LVS (Layout vs Schematic)

LVS extracts the netlist from the GDS2 layout by tracing metal connectivity through vias and comparing it to the schematic (or post-route netlist). Every net, every transistor, every device parameter must match exactly. Common LVS failures:

ERC (Electrical Rule Check)

ERC catches electrical issues that DRC and LVS miss: floating gate inputs (undriven gates that may latch-up), antenna violations, ESD rule violations, and power domain connectivity errors. ERC complements LVS — where LVS checks connectivity structure, ERC checks electrical correctness.

3. Fill Insertion

Semiconductor manufacturing requires uniform metal and poly density across the die for CMP (Chemical Mechanical Planarization) — the polishing step that planarizes each layer. Where density is too low, CMP over-polishes, creating dishing and erosion. Where density is too high, CMP under-polishes, leaving bumps.

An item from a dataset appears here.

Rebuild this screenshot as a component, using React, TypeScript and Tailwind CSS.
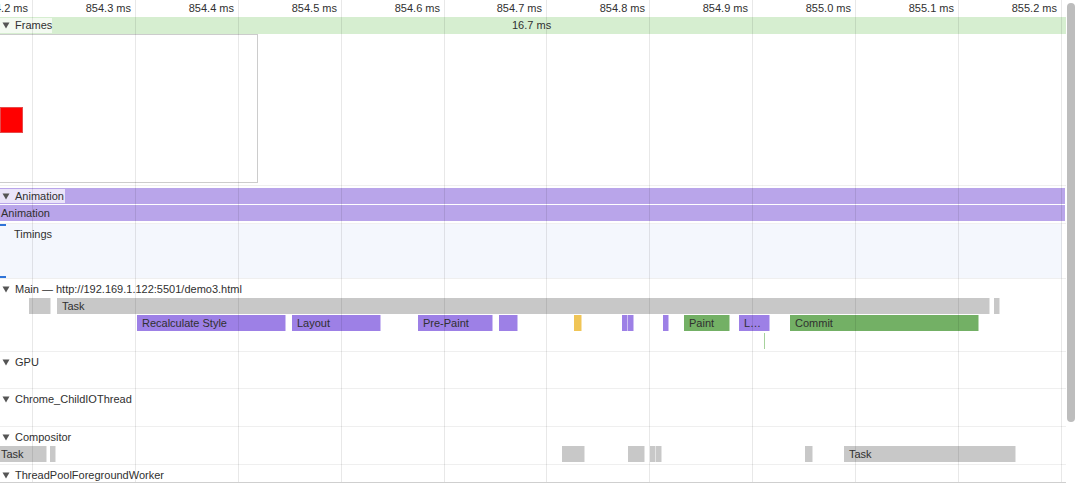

Both affect the flatness of the next deposited layer, ultimately impacting yield.

The fill engine automatically inserts dummy fill shapes — floating metal or poly polygons with no electrical connection — to bring all layers within the foundry's density window (typically 20–80% density measured in any 50×50 µm window). Fill shapes are added after routing and before DRC sign-off, because they affect the final DRC density checks.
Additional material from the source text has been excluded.